6. D'autre part, s'agissant de l'indemnisation du préjudice moral, si M. B...demande la condamnation de l'Etat à réparer le préjudice moral résultant de la perte de chance de voir son procès révisé en raison de la perte de divers documents administratifs, il ne justifie pas que la perte de ces documents, à savoir selon lui des avis d'imposition, un certificat d'éducation, un rapport d'expertise psychiatrique, des décisions juridictionnelles et divers documents relatifs à sa situation juridique, l'aurait empêché d'obtenir la révision de son procès. Il y a lieu néanmoins de retenir comme indemnisable le préjudice moral subi par l'intéressé du fait de l'impossibilité dans laquelle il s'est trouvé de disposer des pièces égarées.
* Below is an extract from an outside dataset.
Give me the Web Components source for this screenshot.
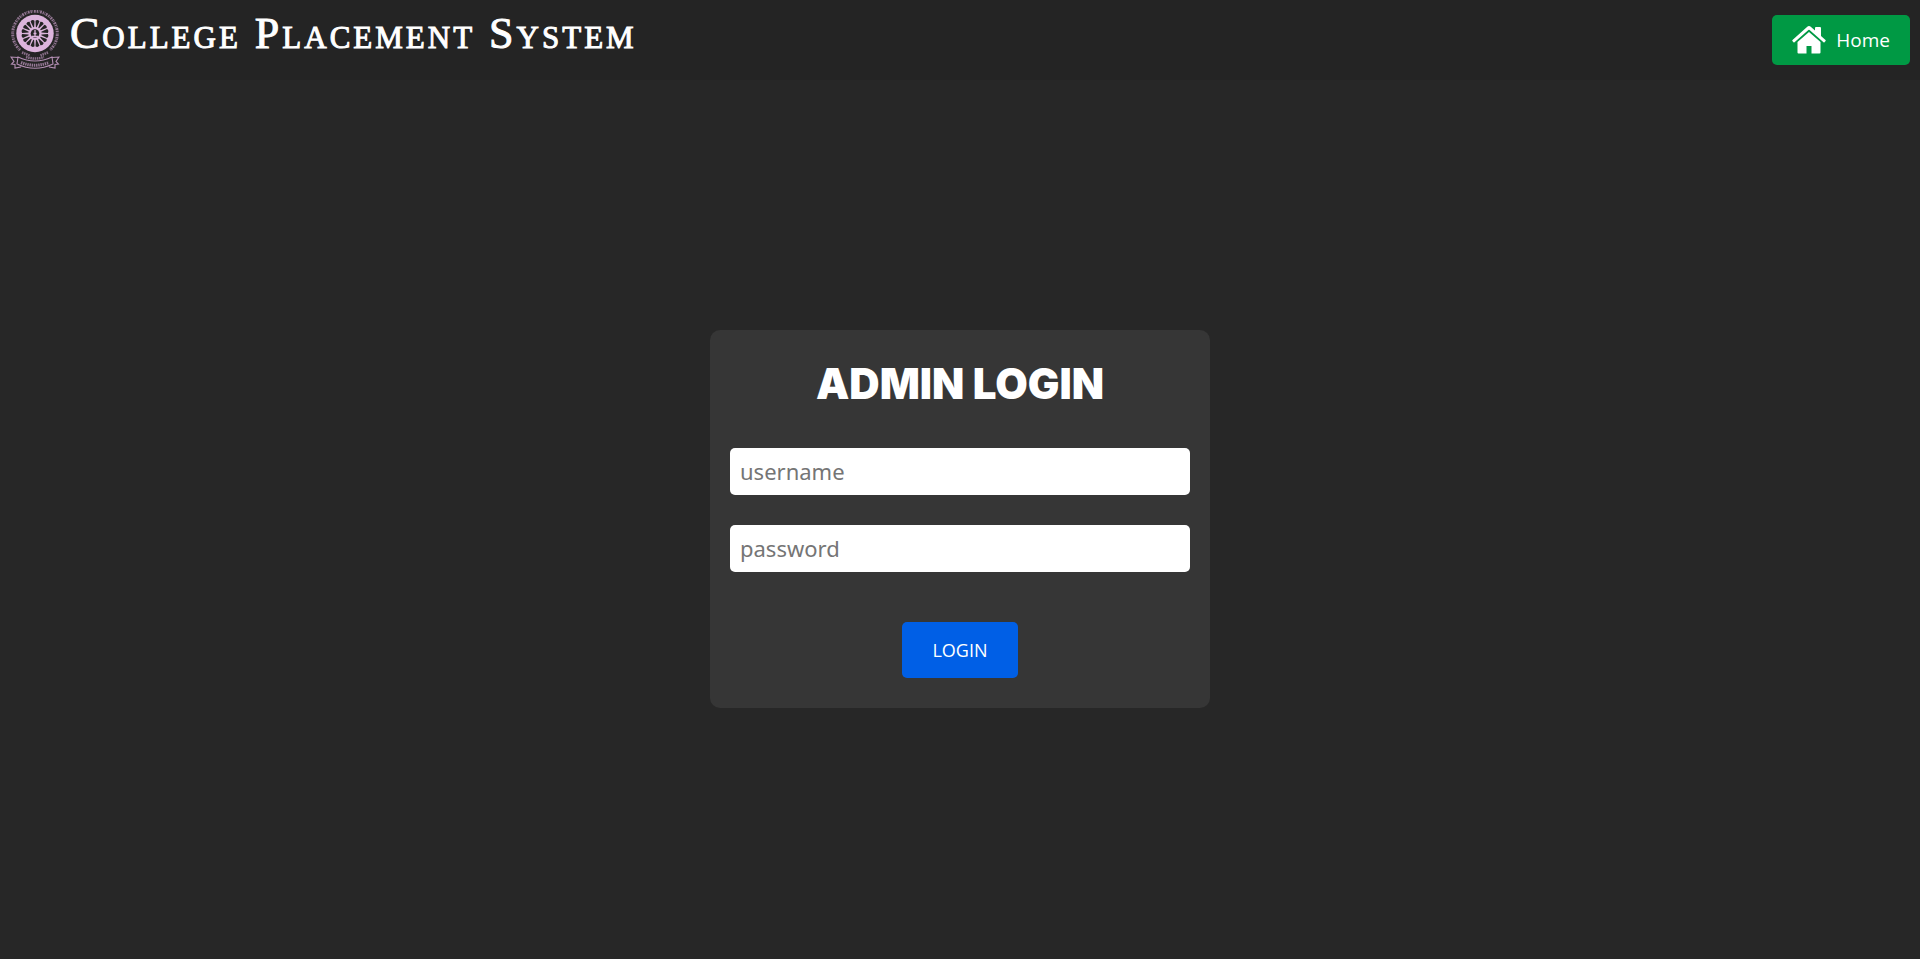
<!DOCTYPE html>
<html lang="en">
<head>
<meta charset="utf-8">
<title>College Placement System</title>
<style>
html, body { margin: 0; height: 100%; background: #272727; }
</style>
</head>
<body>
<placement-app>
  <site-header slot="header">
    <college-crest slot="logo"></college-crest>
    College Placement System
    <home-link slot="action" href="#home">Home</home-link>
  </site-header>
  <login-card heading="ADMIN LOGIN">
    <text-field name="username" type="text"></text-field>
    <text-field name="password" type="password"></text-field>
    <submit-button slot="action">LOGIN</submit-button>
  </login-card>
</placement-app>
<script>
class Base extends HTMLElement {
  constructor() {
    super();
    this.attachShadow({ mode: 'open' });
  }
  connectedCallback() { this.shadowRoot.innerHTML = this.render(); }
}

customElements.define('placement-app', class extends Base {
  render() {
    return `<style>
      :host { display: flex; flex-direction: column; min-height: 100%; background: #272727; color: #fff; }
      main { flex: 1; display: flex; align-items: center; justify-content: center; padding-bottom: 2px; }
    </style>
    <slot name="header"></slot><main><slot></slot></main>`;
  }
});

customElements.define('site-header', class extends Base {
  render() {
    return `<style>
      :host { display: block; background: #242424; }
      header { display: flex; align-items: center; gap: 10px; min-height: 80px; padding: 0 10px; box-sizing: border-box; }
      h1 { flex: 1; margin: 0; padding-bottom: 12px; font: 400 44px/48px "Liberation Serif", serif; font-variant: small-caps; letter-spacing: 3px; -webkit-text-stroke: 1px #fff; }
    </style>
    <header><slot name="logo"></slot><h1><slot></slot></h1><slot name="action"></slot></header>`;
  }
});

customElements.define('college-crest', class extends Base {
  render() {
    const gaps = Array.from({ length: 16 }, (_, i) =>
      `<path d="M24.600 17L23 10.800Q25 9 27 10.800L25.400 17Z" transform="rotate(${i * 22.5 + 11.25} 25 23.500)"/>`).join('');
    return `<style>
      :host { display: block; }
      svg { display: block; width: 50px; height: 60px; }
    </style>
    <svg viewBox="0 0 50 60" role="img" aria-label="College crest">
      <g fill="none" stroke="#b48fb4">
        <path d="M10 40A22.300 22.300 0 1 1 40 40" stroke-width="3" stroke-dasharray="1.3 .7 .6 .8 1.800 .9" stroke-opacity=".75"/>
        <path d="M12 42.500L20 45.500M38 42.500L30 45.500M16 47Q25 50 34 47" stroke-width="2.500" stroke-dasharray="1.500 .7" stroke-opacity=".7"/>
        <path d="M8 47Q25 55 42 47L43 54Q25 62.500 7 54ZM8 47.500L1 47L4 51.500L1.500 54L5 54.500L5 58L11 57M42 47.500L49 47L46 51.500L48.500 54L45 54.500L45 58L39 57" stroke-width="1.100"/>
        <path d="M11 52.500Q25 58 39 52.500" stroke-width="3" stroke-dasharray="1.400 .8" stroke-opacity=".8"/>
      </g>
      <circle cx="25" cy="23.500" r="18.700" fill="#dcb4dc"/>
      <g fill="#242424">${gaps}<circle cx="25" cy="23.500" r="4.300"/></g>
      <path d="M25 20v6M22 26.500h6M23.500 23.500h3" stroke="#dcb4dc" stroke-width="1.300"/>
    </svg>`;
  }
});

customElements.define('home-link', class extends Base {
  render() {
    return `<style>
      :host { display: block; }
      a { display: flex; align-items: center; gap: 10px; height: 50px; padding: 0 20px; box-sizing: border-box; border-radius: 5px; background: #009944; color: #fff; text-decoration: none; font: 400 19px/28px "Open Sans", sans-serif; }
      svg { width: 34px; height: 28px; }
    </style>
    <a href="${this.getAttribute('href')}">
      <svg viewBox="0 0 34 28" fill="#fff" aria-hidden="true">
        <path d="M17 0Q18 0 19 1L23 4.500V2Q23 1 24 1H28Q29 1 29 2V10L33.500 14Q34 14.500 33.600 15L32.500 16.200Q32 16.700 31.500 16.200L17.600 4Q17 3.600 16.400 4L2.500 16.200Q2 16.700 1.500 16.200L.4 15Q0 14.500.5 14L15 1Q16 0 17 0Z"/>
        <path d="M17 6L28.500 16V26.500Q28.500 27.500 27.500 27.500H19.500V20H14.500V27.500H6.500Q5.500 27.500 5.500 26.500V16Z"/>
      </svg><slot></slot></a>`;
  }
});

customElements.define('login-card', class extends Base {
  render() {
    return `<style>
      :host { display: block; width: 500px; max-width: 100%; }
      form { display: flex; flex-direction: column; gap: 30px; padding: 30px 20px; box-sizing: border-box; border-radius: 10px; background: #363636; }
      h2 { margin: 0 0 10px; text-align: center; font: 900 42px/48px Inter, sans-serif; }
      footer { display: flex; justify-content: center; padding-top: 20px; }
    </style>
    <form>
      <h2>${this.getAttribute('heading')}</h2>
      <slot></slot>
      <footer><slot name="action"></slot></footer>
    </form>`;
  }
});

customElements.define('text-field', class extends Base {
  render() {
    const name = this.getAttribute('name');
    return `<style>
      :host { display: block; }
      input { display: block; width: 100%; height: 47px; padding: 0 10px; box-sizing: border-box; border: 0; border-radius: 5px; background: #fff; color: #222; font: 400 22px/28px "Noto Sans", sans-serif; }
      input::placeholder { color: #757575; opacity: 1; }
    </style>
    <input type="${this.getAttribute('type')}" name="${name}" placeholder="${name}" aria-label="${name}">`;
  }
});

customElements.define('submit-button', class extends Base {
  render() {
    return `<style>
      :host { display: block; }
      button { display: block; height: 56px; padding: 0 30px; border: 0; border-radius: 5px; background: #005fe6; color: #fff; font: 400 18px/28px "Open Sans", sans-serif; }
    </style>
    <button type="submit"><slot></slot></button>`;
  }
});
</script>
</body>
</html>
Ce préjudice sera justement évalué en condamnant l'Etat à lui verser la somme de 1 000 euros.
7. Il résulte de ce qui précède que M. B...est fondé à demander la condamnation de l'Etat à lui verser une indemnité complémentaire de 1 100 euros.
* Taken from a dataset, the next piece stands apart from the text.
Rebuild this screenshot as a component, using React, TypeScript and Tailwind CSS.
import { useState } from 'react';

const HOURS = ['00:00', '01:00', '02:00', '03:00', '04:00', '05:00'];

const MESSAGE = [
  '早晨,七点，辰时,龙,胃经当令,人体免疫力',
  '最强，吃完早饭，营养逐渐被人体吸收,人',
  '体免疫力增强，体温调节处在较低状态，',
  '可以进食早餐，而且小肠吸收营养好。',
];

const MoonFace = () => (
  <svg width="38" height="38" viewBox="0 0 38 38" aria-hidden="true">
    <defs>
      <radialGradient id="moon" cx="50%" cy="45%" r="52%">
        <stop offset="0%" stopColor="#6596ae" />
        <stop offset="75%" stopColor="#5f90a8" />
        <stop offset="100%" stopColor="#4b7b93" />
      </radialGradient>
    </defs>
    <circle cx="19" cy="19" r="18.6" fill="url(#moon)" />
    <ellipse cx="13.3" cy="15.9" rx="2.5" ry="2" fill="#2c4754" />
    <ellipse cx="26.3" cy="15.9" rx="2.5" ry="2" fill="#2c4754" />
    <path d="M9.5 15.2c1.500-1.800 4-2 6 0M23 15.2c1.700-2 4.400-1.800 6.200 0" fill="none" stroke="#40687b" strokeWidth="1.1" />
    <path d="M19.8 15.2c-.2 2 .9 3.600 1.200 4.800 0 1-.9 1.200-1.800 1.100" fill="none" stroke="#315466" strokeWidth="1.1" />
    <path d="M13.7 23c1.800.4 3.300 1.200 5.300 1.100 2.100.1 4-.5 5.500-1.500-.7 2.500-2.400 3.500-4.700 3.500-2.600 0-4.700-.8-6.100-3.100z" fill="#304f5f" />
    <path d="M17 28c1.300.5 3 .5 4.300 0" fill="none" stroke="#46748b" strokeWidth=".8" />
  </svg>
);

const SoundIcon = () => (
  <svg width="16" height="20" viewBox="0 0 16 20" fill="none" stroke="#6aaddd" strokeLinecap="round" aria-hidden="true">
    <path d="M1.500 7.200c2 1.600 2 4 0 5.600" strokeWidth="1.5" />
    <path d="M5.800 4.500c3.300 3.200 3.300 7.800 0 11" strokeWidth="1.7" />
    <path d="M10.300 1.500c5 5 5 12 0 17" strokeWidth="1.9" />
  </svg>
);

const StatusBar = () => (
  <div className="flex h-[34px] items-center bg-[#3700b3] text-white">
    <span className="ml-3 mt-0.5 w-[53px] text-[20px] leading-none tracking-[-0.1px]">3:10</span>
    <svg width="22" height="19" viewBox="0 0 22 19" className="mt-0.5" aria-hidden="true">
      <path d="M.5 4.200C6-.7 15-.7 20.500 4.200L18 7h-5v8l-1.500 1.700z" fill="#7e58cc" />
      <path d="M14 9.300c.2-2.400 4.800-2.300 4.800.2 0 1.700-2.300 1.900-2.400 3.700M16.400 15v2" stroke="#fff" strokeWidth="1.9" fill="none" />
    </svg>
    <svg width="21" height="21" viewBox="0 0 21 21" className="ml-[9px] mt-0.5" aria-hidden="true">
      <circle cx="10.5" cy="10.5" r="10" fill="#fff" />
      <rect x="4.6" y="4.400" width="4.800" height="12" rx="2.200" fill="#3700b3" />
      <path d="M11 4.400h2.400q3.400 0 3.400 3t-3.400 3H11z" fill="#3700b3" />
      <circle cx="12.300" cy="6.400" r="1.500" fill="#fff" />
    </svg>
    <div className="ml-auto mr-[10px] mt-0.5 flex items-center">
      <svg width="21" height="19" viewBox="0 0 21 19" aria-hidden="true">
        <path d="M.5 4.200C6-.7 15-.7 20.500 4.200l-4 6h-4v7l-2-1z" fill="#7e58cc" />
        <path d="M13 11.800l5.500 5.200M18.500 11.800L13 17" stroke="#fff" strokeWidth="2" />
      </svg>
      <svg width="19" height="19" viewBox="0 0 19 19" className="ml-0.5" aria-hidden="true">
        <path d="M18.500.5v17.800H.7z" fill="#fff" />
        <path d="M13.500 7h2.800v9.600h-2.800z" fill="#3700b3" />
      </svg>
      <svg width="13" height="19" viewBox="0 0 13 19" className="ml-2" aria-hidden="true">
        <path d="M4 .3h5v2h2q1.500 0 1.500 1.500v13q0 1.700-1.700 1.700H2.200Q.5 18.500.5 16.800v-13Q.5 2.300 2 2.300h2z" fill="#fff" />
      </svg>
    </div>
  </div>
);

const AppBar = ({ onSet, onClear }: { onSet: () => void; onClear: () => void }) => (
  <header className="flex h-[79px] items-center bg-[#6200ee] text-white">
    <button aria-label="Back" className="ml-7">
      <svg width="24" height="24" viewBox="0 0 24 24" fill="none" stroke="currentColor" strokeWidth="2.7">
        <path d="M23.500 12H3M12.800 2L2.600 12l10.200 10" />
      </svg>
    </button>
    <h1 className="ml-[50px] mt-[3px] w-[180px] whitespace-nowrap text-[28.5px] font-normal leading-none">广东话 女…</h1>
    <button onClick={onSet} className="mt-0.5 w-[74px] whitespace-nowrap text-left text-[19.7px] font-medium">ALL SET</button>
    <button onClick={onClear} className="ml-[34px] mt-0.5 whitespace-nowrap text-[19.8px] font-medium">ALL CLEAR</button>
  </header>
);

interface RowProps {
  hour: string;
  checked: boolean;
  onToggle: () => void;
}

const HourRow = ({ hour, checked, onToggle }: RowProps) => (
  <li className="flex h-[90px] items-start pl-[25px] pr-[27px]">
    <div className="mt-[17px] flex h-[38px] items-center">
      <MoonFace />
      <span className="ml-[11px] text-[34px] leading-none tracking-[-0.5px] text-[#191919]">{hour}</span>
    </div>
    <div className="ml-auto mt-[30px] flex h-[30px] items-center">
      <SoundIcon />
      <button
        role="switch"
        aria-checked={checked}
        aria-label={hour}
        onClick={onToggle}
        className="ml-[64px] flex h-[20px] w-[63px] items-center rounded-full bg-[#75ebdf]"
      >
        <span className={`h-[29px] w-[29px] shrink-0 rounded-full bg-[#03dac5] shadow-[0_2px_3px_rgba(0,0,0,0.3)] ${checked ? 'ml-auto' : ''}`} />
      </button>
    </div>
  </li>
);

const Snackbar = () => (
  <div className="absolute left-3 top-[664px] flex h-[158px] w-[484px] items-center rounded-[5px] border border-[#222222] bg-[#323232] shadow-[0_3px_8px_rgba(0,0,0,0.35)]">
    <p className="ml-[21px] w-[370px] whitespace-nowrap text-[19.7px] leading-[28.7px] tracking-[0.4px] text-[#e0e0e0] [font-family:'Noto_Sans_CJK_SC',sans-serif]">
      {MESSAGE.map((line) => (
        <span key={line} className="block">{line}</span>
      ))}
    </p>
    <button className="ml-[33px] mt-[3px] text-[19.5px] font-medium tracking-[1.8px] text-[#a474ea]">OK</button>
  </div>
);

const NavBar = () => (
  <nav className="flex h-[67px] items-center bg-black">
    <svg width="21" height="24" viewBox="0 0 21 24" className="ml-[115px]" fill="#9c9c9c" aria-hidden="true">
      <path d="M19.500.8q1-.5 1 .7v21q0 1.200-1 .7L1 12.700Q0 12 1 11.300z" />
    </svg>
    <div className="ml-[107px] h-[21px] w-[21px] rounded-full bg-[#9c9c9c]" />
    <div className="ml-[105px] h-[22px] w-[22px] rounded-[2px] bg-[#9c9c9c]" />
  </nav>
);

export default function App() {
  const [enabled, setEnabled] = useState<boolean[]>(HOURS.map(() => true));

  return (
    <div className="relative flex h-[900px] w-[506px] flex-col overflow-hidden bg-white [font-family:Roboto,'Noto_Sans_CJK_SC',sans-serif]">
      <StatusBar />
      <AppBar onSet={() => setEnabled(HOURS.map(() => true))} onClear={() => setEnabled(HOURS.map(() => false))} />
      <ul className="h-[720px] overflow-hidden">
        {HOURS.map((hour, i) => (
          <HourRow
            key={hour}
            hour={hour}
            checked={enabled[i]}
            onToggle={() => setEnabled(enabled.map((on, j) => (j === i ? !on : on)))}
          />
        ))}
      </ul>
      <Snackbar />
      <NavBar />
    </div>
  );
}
Sur les conclusions à fin d'injonction :
8. Aux termes de l'article L. 911-1 du code de justice administrative : " Lorsque sa décision implique nécessairement qu'une personne morale de droit public ou un organisme de droit privé chargé de la gestion d'un service public prenne une mesure d'exécution dans un sens déterminé, la juridiction, saisie de conclusions en ce sens, prescrit, par la même décision, cette mesure assortie, le cas échéant, d'un délai d'exécution ".
9. En dehors des cas expressément prévus par des dispositions législatives particulières, inapplicables en l'espèce, du code de justice administrative, il n'appartient pas au juge administratif d'adresser des injonctions à l'administration. Les conclusions de M. B... tendant à ce qu'il soit enjoint à l'administration pénitentiaire de " prendre toutes les mesures d'investigation de nature à permettre de retrouver les documents disparus " n'entrent pas, notamment, dans les prévisions de l'article L. 911-1 du code de justice administrative. Elles sont, par suite, irrecevables.
Sur les frais de l'instance :
10. Il y a lieu, dans les circonstances de l'espèce, de mettre à la charge de l'Etat la somme de 1 500 euros au titre des frais exposés par M. B... et non compris dans les dépens.
DÉCIDE :
Article 1er : L'Etat est condamné à verser à M. B...une somme complémentaire de 1 100 euros.
Article 2 : Le surplus des conclusions de la requête de M. B...est rejeté.
Article 3 : L'Etat versera à M. B...la somme de 1 500 euros au titre de l'article L. 761-1 du code de justice administrative.
Article 4 : Le présent arrêt sera notifié à M. D... B...et au garde des sceaux, ministre de la justice.
Délibéré après l'audience du 28 février 2019, à laquelle siégeaient :
- Mme Phémolant, présidente de la cour,
- M. Berthon, premier conseiller,
- Mme Le Bris, premier conseiller.
Lu en audience publique, le 21 mars 2019.
Le rapporteur,
E. BerthonLe président,
B. Phémolant
Le greffier,
M. C...
La République mande et ordonne au garde des sceaux, ministre de la justice en ce qui le concerne, et à tous huissiers de justice à ce requis en ce qui concerne les voies de droit commun contre les parties privées, de pourvoir à l'exécution de la présente décision.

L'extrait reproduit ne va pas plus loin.